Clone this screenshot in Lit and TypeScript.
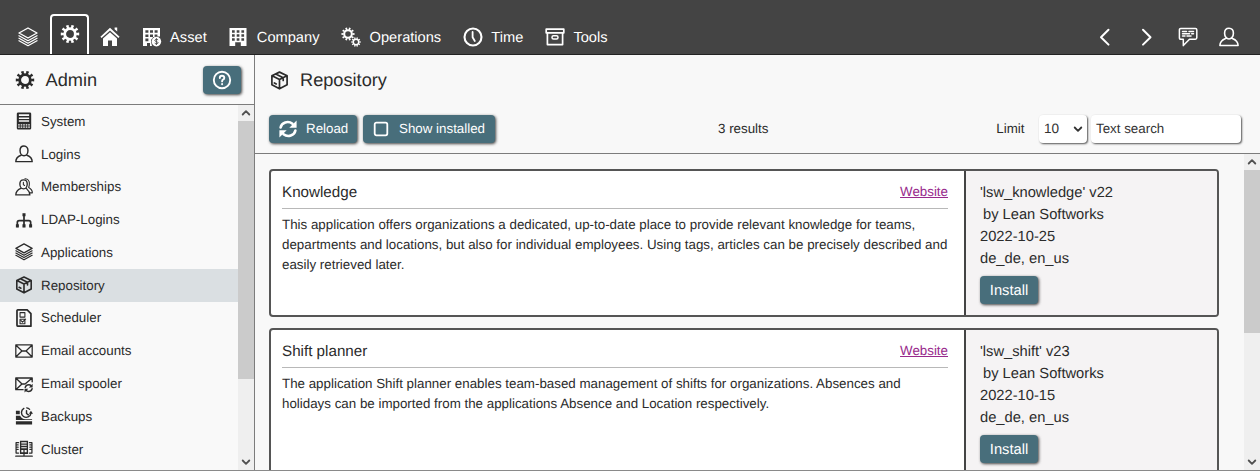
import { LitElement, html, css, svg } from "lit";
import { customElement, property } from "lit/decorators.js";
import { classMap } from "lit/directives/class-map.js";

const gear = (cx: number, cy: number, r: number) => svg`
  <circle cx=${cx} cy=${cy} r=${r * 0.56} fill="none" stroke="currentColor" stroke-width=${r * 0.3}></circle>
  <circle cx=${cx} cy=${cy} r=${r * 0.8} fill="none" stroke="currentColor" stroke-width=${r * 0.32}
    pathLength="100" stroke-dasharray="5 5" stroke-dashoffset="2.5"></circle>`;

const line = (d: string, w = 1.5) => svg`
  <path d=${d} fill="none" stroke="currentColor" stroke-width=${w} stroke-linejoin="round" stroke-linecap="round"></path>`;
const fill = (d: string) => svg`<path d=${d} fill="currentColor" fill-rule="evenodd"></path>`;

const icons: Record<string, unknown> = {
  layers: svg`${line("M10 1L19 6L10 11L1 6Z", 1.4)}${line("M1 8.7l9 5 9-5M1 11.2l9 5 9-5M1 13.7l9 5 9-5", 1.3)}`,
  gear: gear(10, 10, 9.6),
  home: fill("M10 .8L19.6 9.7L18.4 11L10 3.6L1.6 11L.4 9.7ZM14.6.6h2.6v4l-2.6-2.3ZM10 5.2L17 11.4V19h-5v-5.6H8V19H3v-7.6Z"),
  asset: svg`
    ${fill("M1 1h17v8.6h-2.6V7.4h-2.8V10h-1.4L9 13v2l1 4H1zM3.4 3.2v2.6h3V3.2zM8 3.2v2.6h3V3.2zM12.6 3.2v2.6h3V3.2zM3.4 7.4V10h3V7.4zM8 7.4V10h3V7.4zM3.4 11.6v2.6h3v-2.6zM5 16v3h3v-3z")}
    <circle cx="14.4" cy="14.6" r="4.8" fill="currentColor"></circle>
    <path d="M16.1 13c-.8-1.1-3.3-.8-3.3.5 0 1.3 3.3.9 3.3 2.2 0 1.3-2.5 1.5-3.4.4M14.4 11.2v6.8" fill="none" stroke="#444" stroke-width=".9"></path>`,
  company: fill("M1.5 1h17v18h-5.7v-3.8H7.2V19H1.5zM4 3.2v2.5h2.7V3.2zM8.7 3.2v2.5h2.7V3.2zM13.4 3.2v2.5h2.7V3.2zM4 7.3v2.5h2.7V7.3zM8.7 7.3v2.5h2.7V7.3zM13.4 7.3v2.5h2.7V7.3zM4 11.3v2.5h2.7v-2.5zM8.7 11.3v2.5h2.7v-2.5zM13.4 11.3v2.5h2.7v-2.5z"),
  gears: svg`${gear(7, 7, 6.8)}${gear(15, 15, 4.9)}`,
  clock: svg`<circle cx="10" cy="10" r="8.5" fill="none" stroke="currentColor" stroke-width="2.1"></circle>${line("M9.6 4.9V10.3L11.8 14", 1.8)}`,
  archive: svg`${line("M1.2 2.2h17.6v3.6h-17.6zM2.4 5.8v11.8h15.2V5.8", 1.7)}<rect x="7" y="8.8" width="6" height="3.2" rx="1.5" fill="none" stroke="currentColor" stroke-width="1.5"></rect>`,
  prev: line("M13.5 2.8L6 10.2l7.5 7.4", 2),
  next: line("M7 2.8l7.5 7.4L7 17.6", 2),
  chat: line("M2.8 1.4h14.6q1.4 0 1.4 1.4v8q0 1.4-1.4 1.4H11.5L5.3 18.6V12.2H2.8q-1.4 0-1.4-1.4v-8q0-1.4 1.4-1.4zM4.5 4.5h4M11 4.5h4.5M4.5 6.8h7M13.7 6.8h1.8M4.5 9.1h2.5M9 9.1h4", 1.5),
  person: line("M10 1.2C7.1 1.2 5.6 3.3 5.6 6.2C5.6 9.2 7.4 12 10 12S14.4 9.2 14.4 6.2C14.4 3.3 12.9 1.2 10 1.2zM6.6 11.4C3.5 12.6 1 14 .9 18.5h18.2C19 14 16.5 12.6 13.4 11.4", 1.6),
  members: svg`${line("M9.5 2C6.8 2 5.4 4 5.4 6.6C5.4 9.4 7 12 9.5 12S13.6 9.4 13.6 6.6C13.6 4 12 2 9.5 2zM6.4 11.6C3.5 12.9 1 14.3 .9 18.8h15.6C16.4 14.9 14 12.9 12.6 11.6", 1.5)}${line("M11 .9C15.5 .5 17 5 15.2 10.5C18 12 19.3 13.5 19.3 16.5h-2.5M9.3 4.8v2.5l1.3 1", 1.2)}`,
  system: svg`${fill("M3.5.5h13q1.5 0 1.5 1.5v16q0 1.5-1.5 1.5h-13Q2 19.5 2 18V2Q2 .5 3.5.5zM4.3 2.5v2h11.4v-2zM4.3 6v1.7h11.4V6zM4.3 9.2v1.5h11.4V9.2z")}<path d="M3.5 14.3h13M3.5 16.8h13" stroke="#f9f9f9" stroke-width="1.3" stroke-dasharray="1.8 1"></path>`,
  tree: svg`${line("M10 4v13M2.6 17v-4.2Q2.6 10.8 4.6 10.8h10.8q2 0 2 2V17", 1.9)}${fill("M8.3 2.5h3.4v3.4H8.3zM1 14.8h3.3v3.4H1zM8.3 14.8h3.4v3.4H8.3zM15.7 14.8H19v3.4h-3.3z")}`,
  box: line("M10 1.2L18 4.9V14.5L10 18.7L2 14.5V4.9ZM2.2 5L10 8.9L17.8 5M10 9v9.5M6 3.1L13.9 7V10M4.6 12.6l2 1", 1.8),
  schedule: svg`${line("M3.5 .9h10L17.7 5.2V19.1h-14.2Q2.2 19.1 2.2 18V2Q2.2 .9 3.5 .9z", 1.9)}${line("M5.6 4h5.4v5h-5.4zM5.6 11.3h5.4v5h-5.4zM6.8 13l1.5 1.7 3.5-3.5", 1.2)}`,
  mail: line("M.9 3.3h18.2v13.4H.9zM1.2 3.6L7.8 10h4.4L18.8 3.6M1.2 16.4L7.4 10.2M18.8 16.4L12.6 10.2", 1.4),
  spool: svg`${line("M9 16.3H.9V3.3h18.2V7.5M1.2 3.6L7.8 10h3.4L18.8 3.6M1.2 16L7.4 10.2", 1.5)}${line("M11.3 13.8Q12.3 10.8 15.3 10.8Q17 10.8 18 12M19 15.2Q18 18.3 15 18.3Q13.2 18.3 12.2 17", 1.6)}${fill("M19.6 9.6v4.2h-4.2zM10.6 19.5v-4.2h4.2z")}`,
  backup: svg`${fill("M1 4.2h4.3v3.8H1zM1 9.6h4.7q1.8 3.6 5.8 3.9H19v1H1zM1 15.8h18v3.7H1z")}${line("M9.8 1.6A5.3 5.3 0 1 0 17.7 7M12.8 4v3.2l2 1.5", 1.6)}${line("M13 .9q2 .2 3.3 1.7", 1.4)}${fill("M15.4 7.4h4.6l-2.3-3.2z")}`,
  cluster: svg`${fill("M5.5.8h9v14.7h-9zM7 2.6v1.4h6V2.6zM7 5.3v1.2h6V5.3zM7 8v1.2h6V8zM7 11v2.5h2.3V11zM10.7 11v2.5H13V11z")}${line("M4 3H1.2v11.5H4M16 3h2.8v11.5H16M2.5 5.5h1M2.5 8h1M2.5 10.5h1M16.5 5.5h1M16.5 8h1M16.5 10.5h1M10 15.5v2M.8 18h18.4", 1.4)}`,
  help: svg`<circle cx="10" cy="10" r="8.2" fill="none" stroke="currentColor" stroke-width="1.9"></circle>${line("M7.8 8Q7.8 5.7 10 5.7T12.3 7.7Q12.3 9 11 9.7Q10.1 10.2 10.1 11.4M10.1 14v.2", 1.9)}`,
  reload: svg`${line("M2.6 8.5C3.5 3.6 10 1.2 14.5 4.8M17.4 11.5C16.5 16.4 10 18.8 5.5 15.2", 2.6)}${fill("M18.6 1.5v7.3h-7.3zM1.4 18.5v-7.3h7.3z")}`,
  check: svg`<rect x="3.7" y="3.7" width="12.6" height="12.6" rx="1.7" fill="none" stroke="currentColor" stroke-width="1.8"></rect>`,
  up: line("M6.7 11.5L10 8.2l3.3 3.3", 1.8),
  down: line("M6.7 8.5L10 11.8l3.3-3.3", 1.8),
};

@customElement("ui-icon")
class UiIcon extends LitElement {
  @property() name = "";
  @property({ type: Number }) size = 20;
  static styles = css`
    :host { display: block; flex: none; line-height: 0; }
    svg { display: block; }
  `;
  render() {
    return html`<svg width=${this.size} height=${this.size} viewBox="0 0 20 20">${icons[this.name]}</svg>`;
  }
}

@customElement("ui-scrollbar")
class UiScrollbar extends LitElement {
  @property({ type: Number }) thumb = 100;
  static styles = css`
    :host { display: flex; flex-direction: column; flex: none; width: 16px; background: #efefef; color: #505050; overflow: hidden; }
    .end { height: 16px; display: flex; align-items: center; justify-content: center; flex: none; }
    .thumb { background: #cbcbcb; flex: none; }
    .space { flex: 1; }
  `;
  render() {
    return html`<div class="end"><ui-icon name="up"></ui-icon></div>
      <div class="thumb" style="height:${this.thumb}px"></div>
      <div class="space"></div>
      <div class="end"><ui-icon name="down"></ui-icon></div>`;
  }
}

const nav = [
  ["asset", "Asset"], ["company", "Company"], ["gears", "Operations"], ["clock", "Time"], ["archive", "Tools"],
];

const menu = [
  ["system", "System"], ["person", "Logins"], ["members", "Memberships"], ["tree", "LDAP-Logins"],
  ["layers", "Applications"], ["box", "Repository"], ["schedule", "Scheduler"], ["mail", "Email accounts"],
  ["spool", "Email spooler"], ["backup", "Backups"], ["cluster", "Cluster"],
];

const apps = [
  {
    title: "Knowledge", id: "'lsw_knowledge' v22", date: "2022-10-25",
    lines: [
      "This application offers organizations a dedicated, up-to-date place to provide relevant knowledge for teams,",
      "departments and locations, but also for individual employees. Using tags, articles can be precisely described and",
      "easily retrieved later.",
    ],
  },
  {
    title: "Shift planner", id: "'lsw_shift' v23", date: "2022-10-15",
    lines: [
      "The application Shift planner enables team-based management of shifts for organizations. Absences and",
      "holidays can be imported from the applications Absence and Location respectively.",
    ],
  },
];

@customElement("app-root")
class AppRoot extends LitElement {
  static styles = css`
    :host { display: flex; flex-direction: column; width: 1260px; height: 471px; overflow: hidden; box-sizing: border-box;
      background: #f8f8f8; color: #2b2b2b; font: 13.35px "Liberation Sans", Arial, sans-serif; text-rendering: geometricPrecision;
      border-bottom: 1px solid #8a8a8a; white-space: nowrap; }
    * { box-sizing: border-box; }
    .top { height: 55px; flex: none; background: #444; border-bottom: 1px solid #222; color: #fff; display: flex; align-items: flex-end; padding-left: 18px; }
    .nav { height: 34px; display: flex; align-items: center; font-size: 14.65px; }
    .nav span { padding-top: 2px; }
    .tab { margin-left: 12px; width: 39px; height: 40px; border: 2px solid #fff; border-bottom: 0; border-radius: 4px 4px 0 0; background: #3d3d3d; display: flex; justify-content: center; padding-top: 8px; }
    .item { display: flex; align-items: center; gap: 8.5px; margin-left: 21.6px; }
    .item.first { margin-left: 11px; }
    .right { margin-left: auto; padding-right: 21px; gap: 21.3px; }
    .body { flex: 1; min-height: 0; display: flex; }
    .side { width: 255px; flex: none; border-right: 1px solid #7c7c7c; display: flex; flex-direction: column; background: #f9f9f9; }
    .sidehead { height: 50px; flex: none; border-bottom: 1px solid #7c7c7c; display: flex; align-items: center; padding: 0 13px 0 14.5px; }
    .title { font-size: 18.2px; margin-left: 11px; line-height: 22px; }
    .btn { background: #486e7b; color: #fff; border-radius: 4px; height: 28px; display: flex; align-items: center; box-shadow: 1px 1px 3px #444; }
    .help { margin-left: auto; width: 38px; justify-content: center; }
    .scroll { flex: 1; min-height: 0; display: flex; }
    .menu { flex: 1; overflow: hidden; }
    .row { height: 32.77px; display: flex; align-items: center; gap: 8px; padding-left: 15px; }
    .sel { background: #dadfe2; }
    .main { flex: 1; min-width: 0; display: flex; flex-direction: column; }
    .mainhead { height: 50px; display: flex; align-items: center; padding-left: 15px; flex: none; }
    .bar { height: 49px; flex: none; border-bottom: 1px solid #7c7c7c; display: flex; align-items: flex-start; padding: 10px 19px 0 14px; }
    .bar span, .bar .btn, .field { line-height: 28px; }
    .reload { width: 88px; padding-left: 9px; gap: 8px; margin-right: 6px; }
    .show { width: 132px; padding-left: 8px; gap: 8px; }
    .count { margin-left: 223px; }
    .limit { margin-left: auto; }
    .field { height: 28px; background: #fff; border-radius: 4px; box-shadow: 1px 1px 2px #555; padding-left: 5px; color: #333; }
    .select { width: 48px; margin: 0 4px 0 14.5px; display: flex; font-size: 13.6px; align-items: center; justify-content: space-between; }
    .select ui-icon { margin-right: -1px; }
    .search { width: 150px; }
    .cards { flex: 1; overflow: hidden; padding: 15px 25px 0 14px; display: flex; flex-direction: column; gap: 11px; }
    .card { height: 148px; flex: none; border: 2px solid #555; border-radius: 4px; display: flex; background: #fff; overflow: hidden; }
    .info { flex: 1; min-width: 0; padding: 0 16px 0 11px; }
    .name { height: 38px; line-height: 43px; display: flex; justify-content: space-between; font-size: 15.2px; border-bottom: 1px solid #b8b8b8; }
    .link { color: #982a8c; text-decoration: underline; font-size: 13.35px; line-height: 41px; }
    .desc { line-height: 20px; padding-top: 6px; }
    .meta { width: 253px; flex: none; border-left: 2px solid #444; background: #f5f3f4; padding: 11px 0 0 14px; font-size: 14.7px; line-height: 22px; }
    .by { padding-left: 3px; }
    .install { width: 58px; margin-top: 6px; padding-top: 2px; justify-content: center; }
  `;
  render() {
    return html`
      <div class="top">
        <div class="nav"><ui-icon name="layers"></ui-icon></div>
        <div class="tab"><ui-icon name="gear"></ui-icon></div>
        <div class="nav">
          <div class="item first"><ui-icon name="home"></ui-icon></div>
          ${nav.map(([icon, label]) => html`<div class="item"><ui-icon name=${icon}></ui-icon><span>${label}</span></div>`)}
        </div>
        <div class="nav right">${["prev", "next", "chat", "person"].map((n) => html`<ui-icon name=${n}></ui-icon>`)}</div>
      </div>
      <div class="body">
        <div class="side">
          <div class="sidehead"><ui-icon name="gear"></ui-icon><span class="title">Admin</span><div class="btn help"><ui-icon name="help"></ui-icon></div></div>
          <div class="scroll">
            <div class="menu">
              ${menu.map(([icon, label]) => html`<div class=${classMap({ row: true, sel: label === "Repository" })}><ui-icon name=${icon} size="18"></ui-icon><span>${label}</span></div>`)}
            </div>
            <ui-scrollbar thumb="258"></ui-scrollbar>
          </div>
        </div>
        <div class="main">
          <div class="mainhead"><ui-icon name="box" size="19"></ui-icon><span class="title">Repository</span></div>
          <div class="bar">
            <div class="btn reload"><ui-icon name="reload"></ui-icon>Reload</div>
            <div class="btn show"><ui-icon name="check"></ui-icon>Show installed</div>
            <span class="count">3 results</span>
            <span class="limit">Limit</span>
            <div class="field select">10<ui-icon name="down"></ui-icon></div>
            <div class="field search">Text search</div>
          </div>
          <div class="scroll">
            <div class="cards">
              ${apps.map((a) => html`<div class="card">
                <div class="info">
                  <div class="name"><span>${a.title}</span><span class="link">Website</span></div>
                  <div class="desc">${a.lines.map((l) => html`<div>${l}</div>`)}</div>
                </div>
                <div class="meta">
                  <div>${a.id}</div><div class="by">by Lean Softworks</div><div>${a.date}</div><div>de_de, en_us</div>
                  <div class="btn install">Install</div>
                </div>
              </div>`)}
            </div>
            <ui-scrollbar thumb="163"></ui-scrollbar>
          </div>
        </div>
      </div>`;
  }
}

+ + + +

▸ **To do**
Copy nothing but the lines from the top of the data down to the line containing "const fill = (d: string)", and leave the pictures out.

▸ **Answer to this task**
Clone this screenshot in Lit and TypeScript.
import { LitElement, html, css, svg } from "lit";
import { customElement, property } from "lit/decorators.js";
import { classMap } from "lit/directives/class-map.js";

const gear = (cx: number, cy: number, r: number) => svg`
  <circle cx=${cx} cy=${cy} r=${r * 0.56} fill="none" stroke="currentColor" stroke-width=${r * 0.3}></circle>
  <circle cx=${cx} cy=${cy} r=${r * 0.8} fill="none" stroke="currentColor" stroke-width=${r * 0.32}
    pathLength="100" stroke-dasharray="5 5" stroke-dashoffset="2.5"></circle>`;

const line = (d: string, w = 1.5) => svg`
  <path d=${d} fill="none" stroke="currentColor" stroke-width=${w} stroke-linejoin="round" stroke-linecap="round"></path>`;
const fill = (d: string) => svg`<path d=${d} fill="currentColor" fill-rule="evenodd"></path>`;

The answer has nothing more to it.